“The redcoats are coming! The redcoats are coming!” And by that, we mean to say, “The college rejections are coming! The college rejections are coming!” Do we sound a bit negative? Maybe, but we’re just being factual. When only a small percentage of applicants at every highly selective college in America earns admission, logic teaches us that a whole lot of students will face deferral and rejection from the Early Decision / Early Action round. And come mid-December, we are flooded with parents reaching out to us, for the first time, because — much to their surprise and utter disappointment — their children did not get into their dream schools.

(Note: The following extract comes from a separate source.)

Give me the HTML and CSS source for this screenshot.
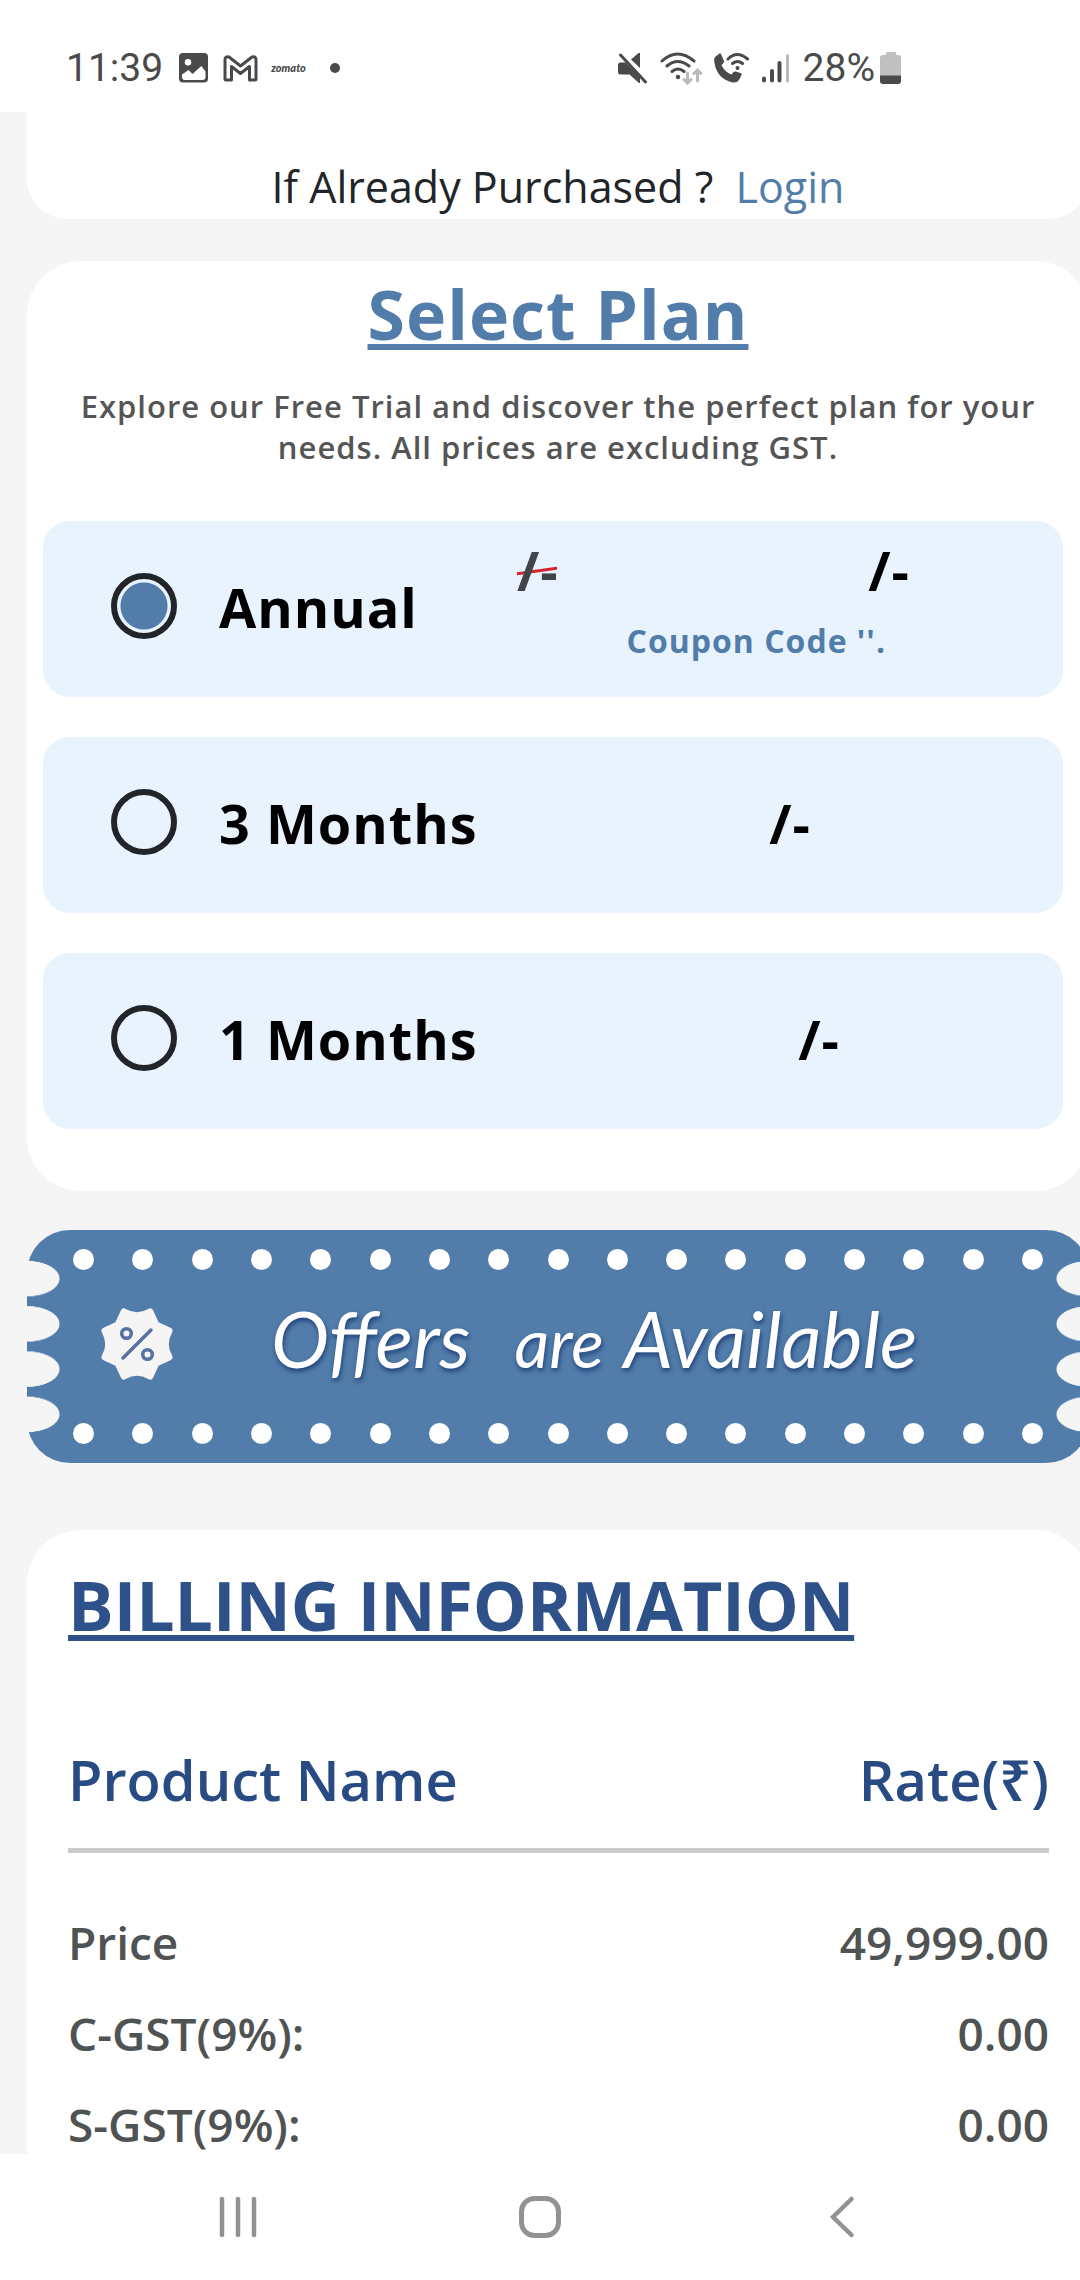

It never ceases to amaze us the misplaced confidence that so many parents have in their children. It’s sweet, we guess. But we don’t believe parents and students should live in the clouds. They should live here on earth. In the real world. The vast majority of applicants to highly selective colleges don’t get in and yet, from our years of experience, the vast majority of parents believe their children should get in and, in many cases, will get in (side note: these are parents and students we don’t work with). But then reality strikes when colleges, typically at the end of the first week of December and through mid-December release their Early Decision / Early Action decisions. It can hurt. It can feel like an affront to all a parent knows to be true in the world.
These are often parents and students who didn’t think they needed help to get into a highly selective college. Or maybe they sought out the wrong kind of help since, like in any profession, the vast majority of private college counseling firms aren’t particularly good. It takes working with a lot of plumbers to find a great one, right? And on the day that these parents and students grapple with this deferral or rejection, we don’t wish to speak with them. They’re too emotional. But we will speak with them the next day, when they’ve had some time to digest the decision and think about what they can do in the next few weeks to significantly improve their odds of not getting this same kind of news in the Regular Decision round. Because, yes, lots can be changed in just those few seemingly short weeks. Lots.
But to the parents of middle schoolers, freshmen, sophomores, and juniors, we hope you don’t fall into this category as it’s entirely avoidable. Start early. Students should use their Early Decision / Early Action cards wisely and submit the best possible applications to those schools. Earn admission to Harvard or Stanford because then you don’t have to apply in the Regular Decision round to Duke. Sorry, Duke. We didn’t mean to pick on Duke. But if you get into Harvard, you’re not going to Duke. After all, Duke is “The Harvard of the South.”